The Shelby County Board of Education received a perfect audit report during its meeting Thursday at Collins High School.
Mike Jones of Mather & Co. CPAs in Louisville said it was the first time in his 15 years of doing audits that he finished one that had no material weaknesses, no significant deficiencies and no other comments.
“This is extremely rare,” he said. “I think the district and all employees should be proud.”
The only recommendation that Jones could give would be to double check.
“At the end of the year, you may want to go over your allocations and allotments,” he said. “That way, if you decide you want to move something, you can. You can’t go back and move it in an audit. But that’s not anything that’s wrong, it’s just sound financial business.”
Jones also noted that the district is in “better financial shape that many districts that we [Mather & Co.] do.”
Superintendent’s report
The board received a preview of what to expect in the coming months from Superintendent James Neihof. Those upcoming items are:
State’s NCLB waiver request
Neihof also told the board that the state’s No Child Left Behind (NCLB) waiver request has been submitted and received by the federal government.
“By January, we should have an answer, and it would go into affect immediately,” he said.
The waiver asks that Kentucky’s growth model be an acceptable replacement for the pass/fail model of NCLB’s Adequate Yearly Progress (AYP).
“This year about 10 percent of Kentucky’s schools made AYP,” Neihof said. “Under the change, the calculation would be scored on a curve based on Kentucky’s new K-PREP test. A 90 percent and higher score would be distinguished; a 70 to 89 percent would be proficient and a 69 percent and below would be needs improvement. That will be the scoring for the first year. After that, any school in Needs Improvement that scores 2 percent better would be classified as Progressive.”
The waiver also requests more flexibility in how districts can spend federal funding, he said.
College and career readiness
Neihof asked the board to consider adding a feature to the college and career readiness goal that the district has set.
“The two flagship public universities in our state — the universities of Kentucky and Louisville — both require a 24 on the ACT,” he said. “I’d like the board to consider adding that tour our long-range Big Goal for college ready students.”
Both student members of the board agreed.

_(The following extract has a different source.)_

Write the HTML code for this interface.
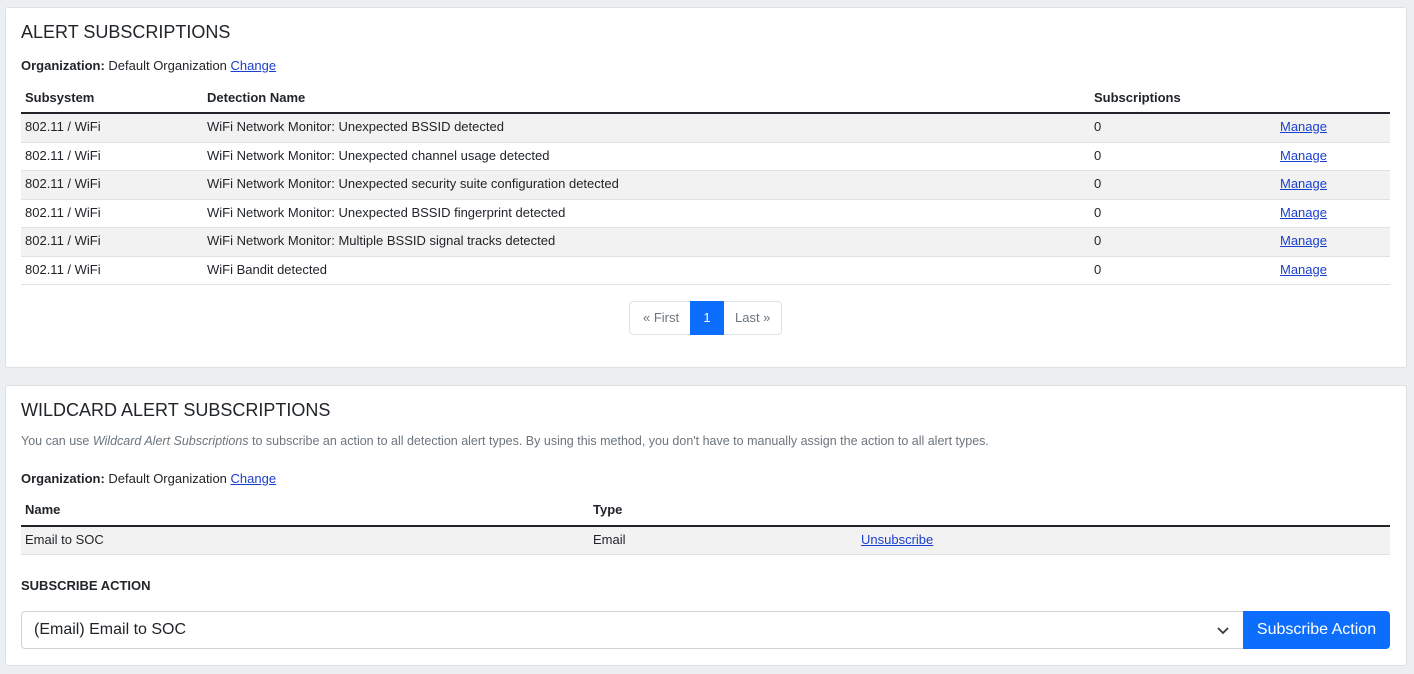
<!DOCTYPE html>
<html><head><meta charset="utf-8"><style>
*{box-sizing:border-box;margin:0;padding:0}
body{width:1414px;height:674px;background:#eceff1;font-family:"Liberation Sans",sans-serif;color:#212529;position:relative;overflow:hidden;font-size:13px}
.card{position:absolute;left:5px;width:1402px;background:#fff;border:1px solid #dde1e4;border-radius:3px}
.abs{position:absolute;white-space:nowrap}
h2{position:absolute;font-weight:400;font-size:18px;color:#212529;white-space:nowrap}
a{color:#1a3fcf;text-decoration:underline}
.row{position:absolute;left:15px;width:1369px;height:28.5px;border-bottom:1px solid #dee2e6}
.row.g{background:#f2f2f2}
.row span{position:absolute;top:5px;white-space:nowrap}
.hd{position:absolute;left:15px;width:1369px;border-bottom:2px solid #212529;font-weight:700}
.hd span{position:absolute;white-space:nowrap}
</style></head><body>
<div class="card" style="top:7px;height:361px">
<h2 style="left:15px;top:14px">ALERT SUBSCRIPTIONS</h2>
<div class="abs" style="left:15px;top:50px"><b>Organization:</b> Default Organization <a>Change</a></div>
<div class="hd" style="top:78px;height:28px"><span style="left:4px;top:4px">Subsystem</span><span style="left:186px;top:4px">Detection Name</span><span style="left:1073px;top:4px">Subscriptions</span></div>
<div class="row g" style="top:106px"><span style="left:4px">802.11 / WiFi</span><span style="left:186px">WiFi Network Monitor: Unexpected BSSID detected</span><span style="left:1073px">0</span><span style="left:1259px"><a>Manage</a></span></div>
<div class="row" style="top:134.5px"><span style="left:4px">802.11 / WiFi</span><span style="left:186px">WiFi Network Monitor: Unexpected channel usage detected</span><span style="left:1073px">0</span><span style="left:1259px"><a>Manage</a></span></div>
<div class="row g" style="top:163px"><span style="left:4px">802.11 / WiFi</span><span style="left:186px">WiFi Network Monitor: Unexpected security suite configuration detected</span><span style="left:1073px">0</span><span style="left:1259px"><a>Manage</a></span></div>
<div class="row" style="top:191.5px"><span style="left:4px">802.11 / WiFi</span><span style="left:186px">WiFi Network Monitor: Unexpected BSSID fingerprint detected</span><span style="left:1073px">0</span><span style="left:1259px"><a>Manage</a></span></div>
<div class="row g" style="top:220px"><span style="left:4px">802.11 / WiFi</span><span style="left:186px">WiFi Network Monitor: Multiple BSSID signal tracks detected</span><span style="left:1073px">0</span><span style="left:1259px"><a>Manage</a></span></div>
<div class="row" style="top:248.5px"><span style="left:4px">802.11 / WiFi</span><span style="left:186px">WiFi Bandit detected</span><span style="left:1073px">0</span><span style="left:1259px"><a>Manage</a></span></div>
<div class="abs" style="left:623px;top:293px;width:153px;height:34px;border:1px solid #dee2e6;border-radius:4px;color:#6c757d">
<span class="abs" style="left:13px;top:8px">« First</span>
<div class="abs" style="left:60px;top:-1px;width:34px;height:34px;background:#0d6efd;color:#fff;text-align:center;line-height:34px">1</div>
<span class="abs" style="left:105px;top:8px">Last »</span></div>
</div>
<div class="card" style="top:385px;height:281px">
<h2 style="left:15px;top:14px">WILDCARD ALERT SUBSCRIPTIONS</h2>
<div class="abs" style="left:15px;top:48px;color:#6c757d;font-size:12.5px">You can use <i>Wildcard Alert Subscriptions</i> to subscribe an action to all detection alert types. By using this method, you don't have to manually assign the action to all alert types.</div>
<div class="abs" style="left:15px;top:85px"><b>Organization:</b> Default Organization <a>Change</a></div>
<div class="hd" style="top:113px;height:28px"><span style="left:4px;top:3px">Name</span><span style="left:572px;top:3px">Type</span></div>
<div class="row g" style="top:141px;height:28px"><span style="left:4px">Email to SOC</span><span style="left:572px">Email</span><span style="left:840px"><a>Unsubscribe</a></span></div>
<div class="abs" style="left:15px;top:192px;font-weight:700">SUBSCRIBE ACTION</div>
<div class="abs" style="left:15px;top:225px;width:1223px;height:38px;border:1px solid #ced4da;border-radius:4px 0 0 4px;font-size:16px">
<span class="abs" style="left:12px;top:9px">(Email) Email to SOC</span>
<svg class="abs" style="left:1194px;top:13px" width="14" height="10" viewBox="0 0 14 10"><path d="M2 3l5 5 5-5" fill="none" stroke="#343a40" stroke-width="1.8"/></svg></div>
<div class="abs" style="left:1237px;top:225px;width:147px;height:38px;background:#0d6efd;color:#fff;border-radius:0 4px 4px 0;font-size:16px;text-align:center;line-height:38px">Subscribe Action</div>
</div>
<style>.row.g:last-of-type span:first-child{}</style>
</body></html>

“I know other students that have met all the college ready benchmarks, but they can’t make a 24 on the ACT, so they can’t get into college,” Ashley Zepeda said.
The question about measuring career-ready students was also posed by board member Doug Butler.
“That’s something we’re going to need to work on,” Neihof said. “But our challenge will be to make sure that it is just as demanding as a 24 on the ACT.”
Host school presentation
The board heard a presentation from the Collins Co-ed Y club, which will be sending students to the Senior Kentucky Youth Assembly and Kentucky United Nations Assembly.
Students described the youth assembly process and the roles they would fill as bill writers, lobbyists, sponsors and delegates.
The two bills the group has written to take to the conference are about Personhood — defining the term and in turn, attaching rights at conception — and Rachel’s Challenge — making it mandatory for all of Kentucky’s elementary and middle schools go through the Rachel’s Challenge anti-bullying program each year.
The school’s culinary arts program also provided the board members with drinks and snacks for the meeting.